Recently, the DOE refused to obey Judge Susan Oki Mollway’s order to pay Loveland Academy $700,000 it is owed. As a delay tactic, the DOE filed a motion to be heard on August 21, 2012 to present its arguments as to why it should not be held in contempt and whether or not its bank accounts will be garnished.
Loveland Academy has managed to survive the last 13 years of legal maneuvering and excessive litigation by the DOE but the refusal to pay monies owed has led to the school’s demise. Loveland Academy closed its doors on July 27, 2012 leaving the children without an alternative placement at the beginning of the new school year and the anxiety of not knowing what lies ahead in their future.
Consequently, this closing becomes another denial of FAPE for all students whose legal placement was Loveland Academy. Given that the DOE does not have any other appropriate placements available that provides the types of mental health and other related services similar to that of Loveland Academy, this will result in additional lawsuits, most likely all at the taxpayer’s expense.
In another federal case, Judge Alan Kay explained that “Act 129, section (1)’s mandate, that the DOE must withhold funding if monitoring is obstructed during a Stay Put serves to negatively impact the child and can lead to irreparable harm.” Given that IDEA was ‘enacted with the child in mind,’ it is in ‘the public’s best interest for the DOE to pay for the student’s educational costs so that the student can continue to receive FAPE’ until the litigation is completed.
Irreparable harm to the child was a major deciding factor in ordering the DOE to pay for the student’s tuition at Loveland Academy. In contrast, the DOE, who is charged with maintaining the student’s best interests, argued that it is in the “public’s best interest to enforce the IDEA and Hawaii state laws and that the public’s interest would not be served by devoting tax dollars to pay approximately $260,000 to Loveland for unverified and unexamined services in these “hard economic times.” The DOE did not mention anything about the student’s best interest.
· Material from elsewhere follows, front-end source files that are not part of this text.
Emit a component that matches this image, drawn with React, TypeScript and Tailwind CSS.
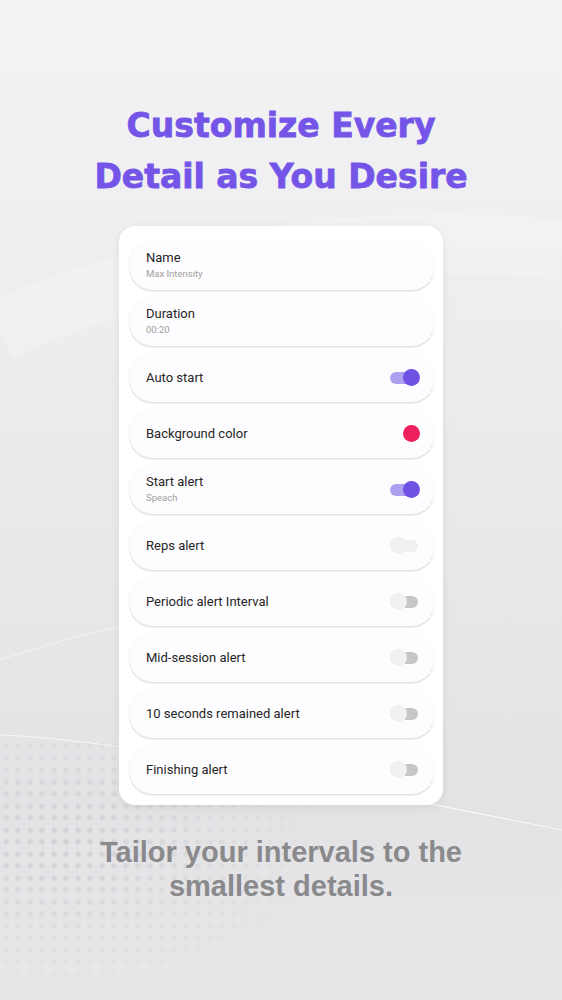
import React from "react";

type Row = {
  label: string;
  sub?: string;
  kind?: "on" | "off" | "faded" | "color";
};

const rows: Row[] = [
  { label: "Name", sub: "Max Intensity" },
  { label: "Duration", sub: "00:20" },
  { label: "Auto start", kind: "on" },
  { label: "Background color", kind: "color" },
  { label: "Start alert", sub: "Speach", kind: "on" },
  { label: "Reps alert", kind: "faded" },
  { label: "Periodic alert Interval", kind: "off" },
  { label: "Mid-session alert", kind: "off" },
  { label: "10 seconds remained alert", kind: "off" },
  { label: "Finishing alert", kind: "off" },
];

function Toggle({ kind }: { kind: "on" | "off" | "faded" }) {
  if (kind === "on") {
    return (
      <div className="relative w-[30px] h-[17px] flex items-center">
        <div className="w-[28px] h-[12px] rounded-full bg-[#ada1ef]" />
        <div className="absolute right-0 top-0 w-[17px] h-[17px] rounded-full bg-[#6f52e3]" />
      </div>
    );
  }
  return (
    <div className="relative w-[30px] h-[17px] flex items-center">
      <div
        className={
          kind === "faded"
            ? "w-[28px] h-[12px] rounded-full bg-[#f0f0f1]"
            : "w-[28px] h-[12px] rounded-full bg-[#c6c6c8]"
        }
      />
      <div className="absolute left-0 top-0 w-[17px] h-[17px] rounded-full bg-[#f1f1f2]" />
    </div>
  );
}

function SettingRow({ row }: { row: Row }) {
  return (
    <div className="h-[49px] rounded-[22px] bg-[#fdfcfe] shadow-[0_1.5px_1.5px_rgba(0,0,0,0.12),-1px_0_3px_rgba(0,0,0,0.03)] pl-4 pr-[14px] flex items-center justify-between">
      <div className="flex flex-col">
        <span className="text-[13px] leading-[16px] text-[#262626]">{row.label}</span>
        {row.sub && (
          <span className="text-[9.5px] leading-[14px] mt-[1px] text-[#a0a0a0]">{row.sub}</span>
        )}
      </div>
      {row.kind === "color" && <div className="w-[17px] h-[17px] rounded-full bg-[#ee1f5d]" />}
      {(row.kind === "on" || row.kind === "off" || row.kind === "faded") && <Toggle kind={row.kind} />}
    </div>
  );
}

export default function App() {
  return (
    <div
      className="relative w-[562px] h-[1000px] overflow-hidden bg-[linear-gradient(180deg,#f3f3f5_0%,#ececee_40%,#e3e3e6_80%,#e7e7e9_100%)]"
      style={{ fontFamily: "Roboto, 'Noto Sans', 'Liberation Sans', sans-serif" }}
    >
      {/* soft background curves */}
      <svg className="absolute inset-0" width="562" height="1000" viewBox="0 0 562 1000">
        <path d="M0 330 C 150 260, 380 230, 562 250" stroke="#ffffff" strokeOpacity="0.18" strokeWidth="60" fill="none" />
        <path d="M0 735 C 120 740, 260 770, 562 830" stroke="#ffffff" strokeOpacity="0.7" strokeWidth="1.2" fill="none" />
        <path d="M0 660 C 60 640, 100 630, 130 625" stroke="#ffffff" strokeOpacity="0.5" strokeWidth="1" fill="none" />
      </svg>
      {/* halftone dots */}
      <div className="absolute left-0 top-[740px] w-[330px] h-[260px] bg-[radial-gradient(circle,rgba(150,150,155,0.22)_2.5px,transparent_3px)] bg-[length:12px_12px] [mask-image:radial-gradient(ellipse_at_20%_40%,black_0%,transparent_70%)]" />

      <div className="relative flex flex-col items-center">
        <h1
          className="mt-[100px] text-center text-[33px] leading-[51px] font-bold text-[#7455e8] [-webkit-text-stroke:0.8px_#7455e8] whitespace-nowrap"
          style={{ fontFamily: "'DejaVu Sans', 'Liberation Sans', sans-serif" }}
        >
          Customize Every
          <br />
          Detail as You Desire
        </h1>

        <div className="mt-[24px] w-[324px] rounded-[16px] bg-white shadow-[0_2px_10px_rgba(0,0,0,0.07)] pt-[15px] pb-[11px] pl-[11px] pr-[9px] flex flex-col gap-[7px]">
          {rows.map((r) => (
            <SettingRow key={r.label} row={r} />
          ))}
        </div>

        <p
          className="mt-[30px] text-center text-[29px] leading-[34px] font-bold text-[#8a8a8c]"
          style={{ fontFamily: "'Liberation Sans', Arial, sans-serif" }}
        >
          Tailor your intervals to the
          <br />
          smallest details.
        </p>
      </div>
    </div>
  );
}
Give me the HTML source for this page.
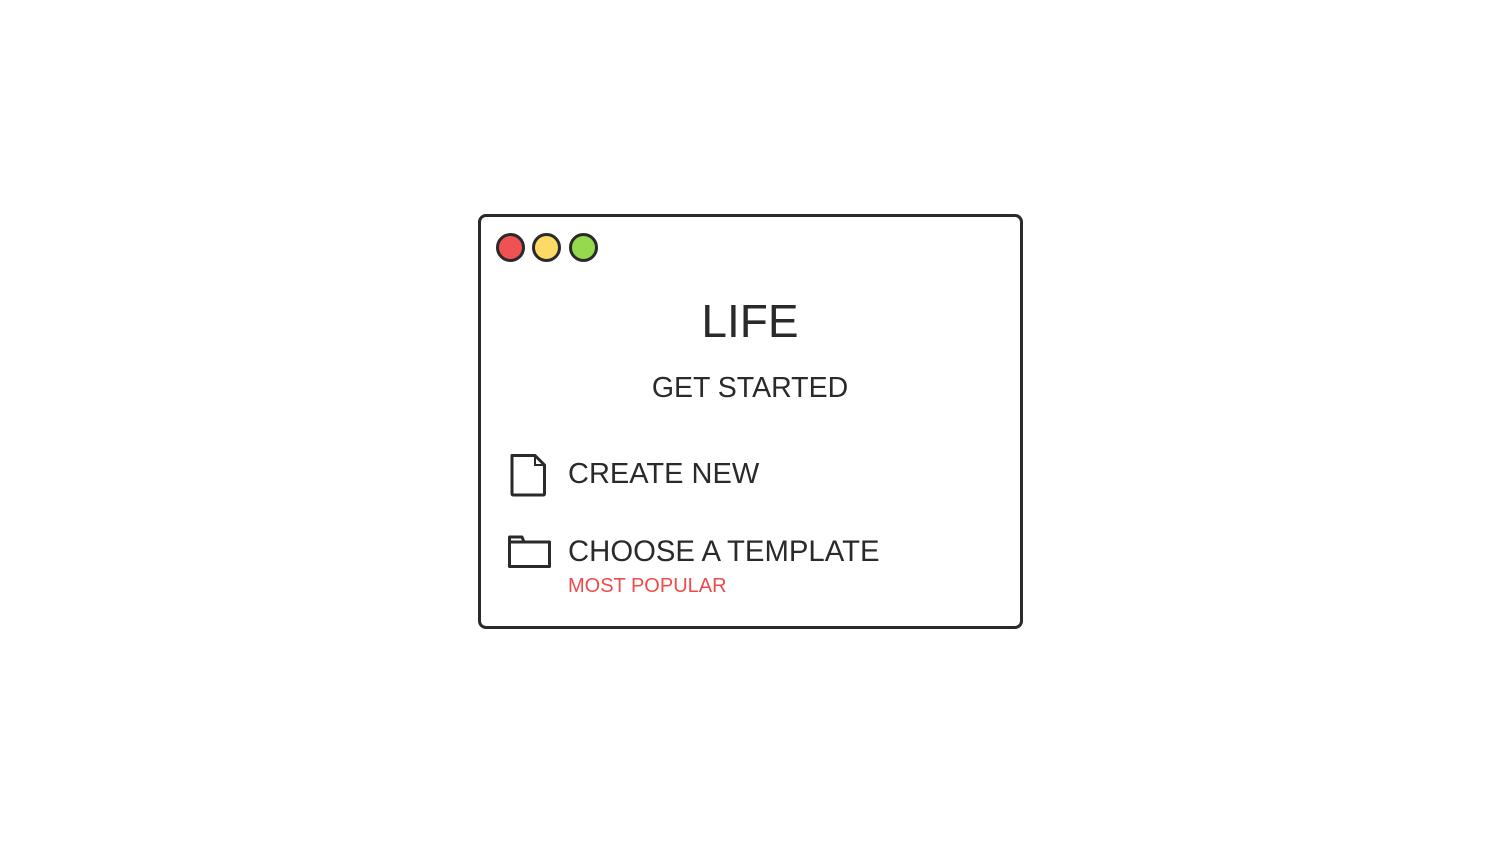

As the DOE’s argument focused on sparing taxpayers from the tuition costs owed to Loveland Academy, how much will taxpayer’s really end up paying in legal fees over and beyond what it already owes? How can these excessive costs incurred by the DOE truly in the public’s best interest especially in these “hard economic times?”
The Special Education Advisory Council (SEAC) is an agency created through IDEA for the purposes of monitoring the provision of special education and programs to children with disabilities.
In SEAC’s June 2011 report, it reported that the DOE’s Special Education Section reported $2,999,320 in direct costs for due process hearings for SY 2005-2006. “This included attorney’s fees when parents prevailed in due process hearings, the costs for related services and private placements due to settlement agreements and hearing decisions.” SEAC noted that this figure “did not include mediation contracts, expenses related to corrective actions under State complaints, DOE’s expert witnesses, appeals, or in-kind support of the Attorney General’s Office.”
The true costs of litigating against parents are unknown to the public as the DOE and AG’s office claim that they are unable to make a determination due to various reasons. However, based on SEAC’s report, it seems that the DOE’s legal fees would be substantial when this $2,999,320 is extrapolated to today’s present value.
In this same report, SEAC found that Hawaii’s rate of hearing requests is 5 to 6 times the national average and Hawaii had the second highest rate of hearing requests per 10,000 students behind New York for school year 2008-2009. Also, Hawaii’s rate of resolution for these hearing requests was 67 percent compared to the national average of 91 percent indicating that once the “line is drawn in the sand,” there is little desire for mediation between the parents and the DOE.
Also for SY 2009-2010, SEAC noted that out of the 148 due process hearing requests, 50 cases resulted in a settlement agreement and 66 resulted in a decision as of June 2011. Out of the 66 cases that were decided by a hearing officer, the parents prevailed in 56 percent of the time whereas the DOE prevailed in 44 percent of these cases. When the DOE agrees to a settlement, it usually results in a favorable situation for the parents. With that in mind, it appears that Hawaii parents will most likely win either in a due process decision or reach an agreement with the DOE, approximately 59 percent of the time.
SEAC concluded that out of the last 5 of the 7 years studied, the “DOE is at fault at a majority of hearings where the DOE did not “understand the student’s needs adequately to offer the student FAPE. At the same time, the DOE choose to proceed to hearing on “flawed cases”--cases where TRUE violations of IDEA have occurred, rather than to offer a settlement to parents.”
After 12 years of the Felix Consent decree and 7 years after its conclusion, the statistics show that the DOE still does not understand the concept of providing FAPE to the IDEA student. When parents win due process or earn a settlement agreement more often than flipping a coin, that is a problem for the DOE. After the DOE throws millions of taxpayer’s dollars into litigating, delaying, postponing or whatever the tactic may be, in order to deter, scare and drain both emotionally and financially, parents and private schools, amazingly, it is still not enough for the DOE to win “flawed” cases.
As for the role of Act 129, it is the DOE’s legal way of cheating the student out of a free appropriate public education by providing a legal avenue to escape the responsibility and lawful obligation owed to the student, the private school and federal government. At the same time, the withholding of tuition payments can and will lead to undesired consequences for the students, private schools and the community none of which are in anyone’s “best interest” except for that of the DOE. As for the taxpayers, they have no say in the matter because they have never truly held the DOE accountable for anything.